Joel Edgerton and Ruth Negga bring strength to a true story of an unlawful interracial marriage in 50s America that is earnest but underpowered
Here is a film with its heart in the right place, an anatomical correctness coexisting with heartfelt, forthright conviction and an admirable belief in the virtue of simplicity and underplaying. Nobody mentions the wonderful serendipity of the characters surnames. But this restraint sometimes sags into a kind of absence, and means the film itself is a bit rhetorically underpowered.
Writer-director Jeff Nichols is here to dramatise and give due mythological prominence to a remarkable legal case which helped change Americas ugly Jim Crow race laws in the 50s and 60s.
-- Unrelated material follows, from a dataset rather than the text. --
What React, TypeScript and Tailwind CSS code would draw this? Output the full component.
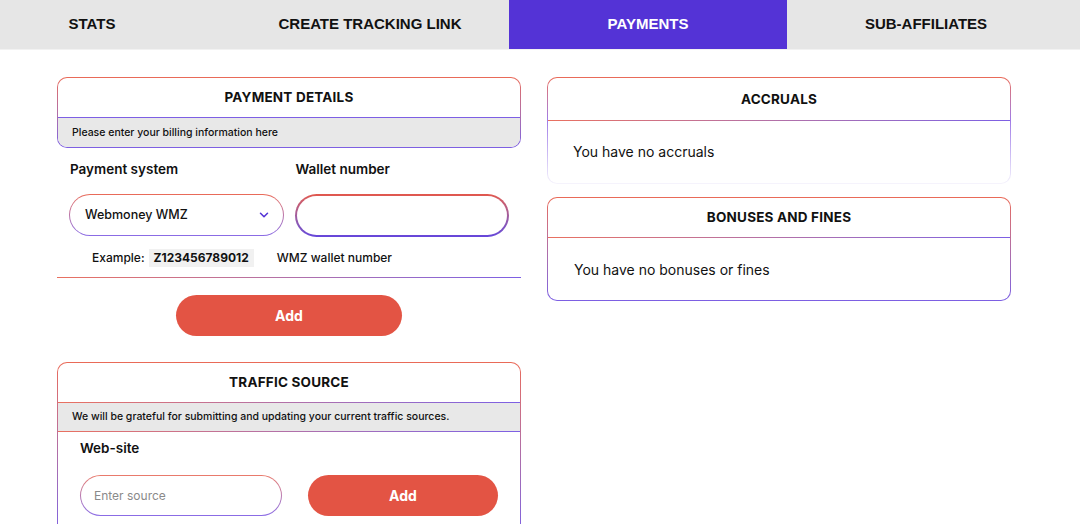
import React from "react";
import { ChevronDown } from "lucide-react";

const font = { fontFamily: "Inter, 'Noto Sans', sans-serif" };

function GradBox({ className, inner, children }: { className?: string; inner?: string; children: React.ReactNode }) {
  return (
    <div className={"bg-linear-to-b from-[#ea6a57] to-[#7c5fe3] p-px " + (className ?? "")}>
      <div className={"bg-white " + (inner ?? "")}>{children}</div>
    </div>
  );
}

function HLine() {
  return <div className="h-px w-full bg-linear-to-r from-[#e9705f] to-[#7d5fe4]" />;
}

export default function App() {
  const tabs = ["CREATE TRACKING LINK", "PAYMENTS", "SUB-AFFILIATES"];
  return (
    <div className="w-[1080px] h-[524px] overflow-hidden bg-white text-[#111]" style={font}>
      <div className="flex h-[50px] bg-[#e6e6e6] border-b border-[#f2f2f2]" style={{ fontFamily: "'Liberation Sans', Arial, sans-serif" }}>
        <div className="w-[231px] pr-[47px] flex items-center justify-center text-[15px] font-bold">STATS</div>
        {tabs.map((t) => (
          <div
            key={t}
            className={
              "w-[278px] flex items-center justify-center text-[15px] font-bold " +
              (t === "PAYMENTS" ? "bg-[#5433d6] text-white" : "")
            }
          >
            {t}
          </div>
        ))}
      </div>

      <div className="flex gap-[26px] pl-[57px] pt-[27px]">
        {/* Left column */}
        <div className="w-[464px] flex flex-col">
          <GradBox className="rounded-[10px]" inner="rounded-[9px] overflow-hidden">
            <div className="h-[39px] flex items-center justify-center text-[13.5px] font-bold tracking-[0.2px]">PAYMENT DETAILS</div>
            <div className="h-px bg-[#7d5fe4]" />
            <div className="h-[29px] bg-[#e8e8e8] flex items-center pl-[14px] text-[10.5px] font-medium">
              Please enter your billing information here
            </div>
          </GradBox>

          <div className="flex gap-[11px] pl-[12px] pr-[12px] mt-[11px]">
            <div className="w-[215px] flex flex-col">
              <div className="h-[20px] flex items-center pl-px text-[13.5px] font-semibold">Payment system</div>
              <div className="mt-[15px] h-[42px] rounded-full bg-linear-to-b from-[#ea6a57] to-[#8a6be6] p-px">
                <div className="h-full rounded-full bg-white flex items-center justify-between pl-[15px] pr-[12px] text-[12.5px] font-medium">
                  <span>Webmoney WMZ</span>
                  <ChevronDown size={14} strokeWidth={2.6} color="#5433d6" />
                </div>
              </div>
            </div>
            <div className="w-[215px] flex flex-col">
              <div className="h-[20px] flex items-center pl-px text-[13.5px] font-semibold">Wallet number</div>
              <div className="mt-[15px] h-[43px] rounded-full bg-linear-to-b from-[#e2574b] to-[#6545db] p-[2px]">
                <div className="h-full rounded-full bg-white" />
              </div>
            </div>
          </div>

          <div className="flex items-center mt-[10px] pl-[35px] h-[22px] text-[12px]">
            <span className="font-medium">Example:</span>
            <span className="ml-[4px] bg-[#f1f1f1] px-[5px] font-bold">Z123456789012</span>
            <span className="ml-[23px] font-medium">WMZ wallet number</span>
          </div>

          <div className="mt-[8px]">
            <HLine />
          </div>

          <div className="flex justify-center mt-[17px]">
            <button className="w-[226px] h-[41px] rounded-full bg-[#e35444] text-white font-bold text-[14px]">Add</button>
          </div>

          <GradBox className="rounded-t-[10px] mt-[26px] pb-0" inner="rounded-t-[9px] overflow-hidden">
            <div className="h-[39px] flex items-center justify-center text-[13.5px] font-bold tracking-[0.2px]">TRAFFIC SOURCE</div>
            <HLine />
            <div className="h-[28px] bg-[#e8e8e8] flex items-center pl-[14px] text-[10.5px] font-medium">
              We will be grateful for submitting and updating your current traffic sources.
            </div>
            <HLine />
            <div className="px-[22px] pt-[6px] pb-[20px]">
              <div className="h-[20px] flex items-center text-[13.5px] font-semibold">Web-site</div>
              <div className="flex gap-[26px] mt-[17px]">
                <div className="w-[202px] h-[41px] rounded-full bg-linear-to-b from-[#ea7a6a] to-[#8a6be6] p-px">
                  <div className="h-full rounded-full bg-white flex items-center pl-[13px] text-[12px] text-[#8a8a8a]">
                    Enter source
                  </div>
                </div>
                <button className="w-[190px] h-[41px] rounded-full bg-[#e35444] text-white font-bold text-[14px]">Add</button>
              </div>
            </div>
          </GradBox>
        </div>

        {/* Right column */}
        <div className="w-[464px] flex flex-col gap-[13px]">
          <div className="rounded-[10px] bg-linear-to-b from-[#ea6a57] via-[#a07ae6] via-40% to-[#f6f4fc] p-px">
            <div className="rounded-[9px] bg-white overflow-hidden">
              <div className="h-[42px] flex items-center justify-center text-[13.5px] font-bold tracking-[0.2px]">ACCRUALS</div>
              <HLine />
              <div className="h-[62px] flex items-center pl-[25px] pb-[2px] text-[14px]">You have no accruals</div>
            </div>
          </div>
          <GradBox className="rounded-[10px]" inner="rounded-[9px] overflow-hidden">
            <div className="h-[39px] flex items-center justify-center text-[13.5px] font-bold tracking-[0.2px]">BONUSES AND FINES</div>
            <HLine />
            <div className="h-[62px] flex items-center pl-[26px] text-[14px]">You have no bonuses or fines</div>
          </GradBox>
        </div>
      </div>
    </div>
  );
}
Richard Loving (stolidly played by Joel Edgerton) was a white man who in 1958 married a black woman, Mildred Jeter – a wonderfully strong and centred performance from Ruth Negga. They conducted the ceremony in Washington DC but naturally wanted to return to their home-state of Virginia where their families lived, but where interracial marrying was against the law – a matter of miscegenation, that supremely nasty term of pseudo-science and bigotry. The Lovings defied orders to leave the state, found themselves harassed and locked up, but with the help of Bobby Kennedy and the ACLU took their case all the way to the Supreme Court.